Thirty movement and political leaders from all over the world participate in the advisory body of Progressive International. These are leaders of powerful movements from 23 countries, with the aim of bringing the experience of their struggles to the heart of Progressive International’s decision-making. All of them have a new, adapted objective, as it was formulated after the meetings of the Consultative Body that assessed the current needs after the pandemic and the global crisis.
Progressive International was founded only three years ago. Its stated mission was simple: To make solidarity more than a slogan.
With Covid-19 rampaging across the world, that mission acquired burning urgency. As Samir Amin set out in his prescient call for a new International, our conjuncture is defined by three awful trends: the destruction of democracy by a consolidated oligarchy; the persistence of imperial relations across the world system; and the “extreme fragmentation” of progressive forces despite the increasing coordination of their reactionary opponents. The intersection of these trends propelled the formation of the Progressive International.

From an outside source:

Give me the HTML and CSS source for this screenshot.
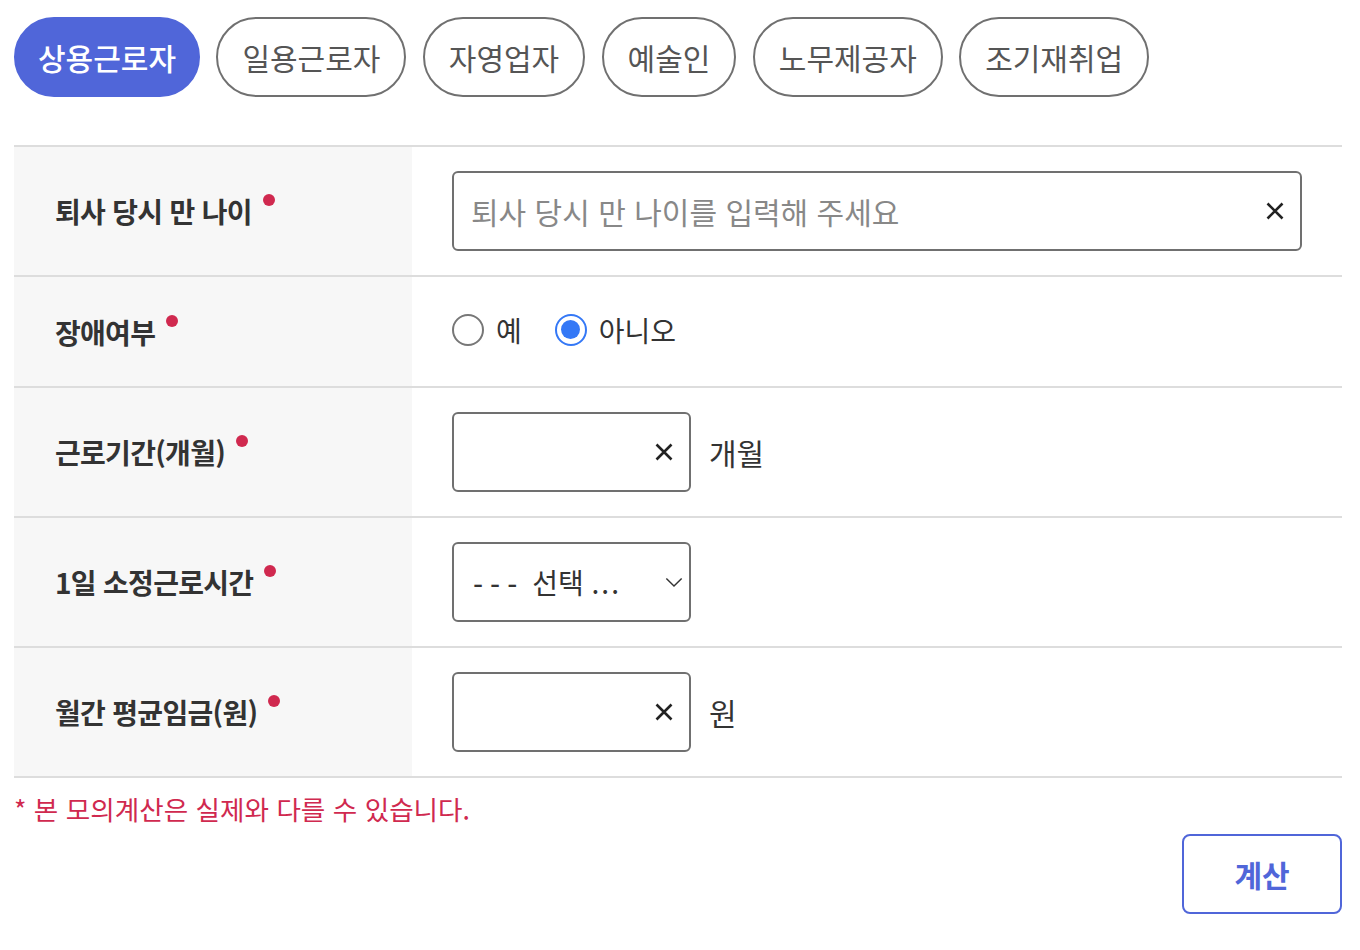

The urgency was made all the more apparent by the inhumanity of the capitalist world’s response to the pandemic. Billionaire wealth soared. Big banks came to collect. The poor lost jobs, housing, and health. Large swarths of humanity were declared unworthy of life as vaccine apartheid was brutally enforced — and budget cuts imposed by the so-called “international institutions” decimated public health services. Through the trauma and death shone a painful clarity: global institutions, designed to serve the interests of the old imperialist powers, would not serve the interests of the great majority.
These confusing and rapidly changing conditions necessarily created many contradictions.
Resurgent progressive political forces claimed power through the ballot box, supported by powerful and organised social forces, in Brazil, Colombia, Bolivia, Chile, Peru and Honduras; at the same time, the hard right gained strength all over the world, speaking the language of a challenge to the ‘system normal’ while buttressing it.
The era of capitalist globalization, already on the decline with challenges to the United States dollar hegemony, and rising economies like China and India, came to a close in these years. The war in Ukraine accelerated this development, but it alone did not create it. As did the climate crisis, which broke record after record and left a trail of devastation from Pakistan to Hawaiii.
In this maelstrom, the Progressive International completed its first three-year mandate. Over the coming weeks, we hope to share and celebrate our successes over the past years. But, for now, we must continue to move — and move quickly.
History has entered a new strategic era, with its borders, narratives and forces still coming into view. In this context, we are announcing a renewed International — with a renewed mission.
Our Council, whose new members we announced this week, met this weekend. They shared perspectives from their respective struggles — representing millions on every continent and carrying the hope of the world — and deliberated on our present conjuncture.
The urgency was perhaps more palpable than when our International launched. Council members urged the International to tackle head-on the major questions of our time: unjust debt, oppressive patriarchy, the resurgent far-right, destructive development policies, and the New Cold War that increasingly threatens to turn hot, incinerating entire regions in its reckless path.
The Progressive International, armed with new Council members, a new co-General Coordinator, enhanced internal governance and new powerful member organizations set to be announced next week, is increasingly prepared to face this moment in history.
In it, we will continue to advance the mission with which we launched: to make solidarity more than a slogan.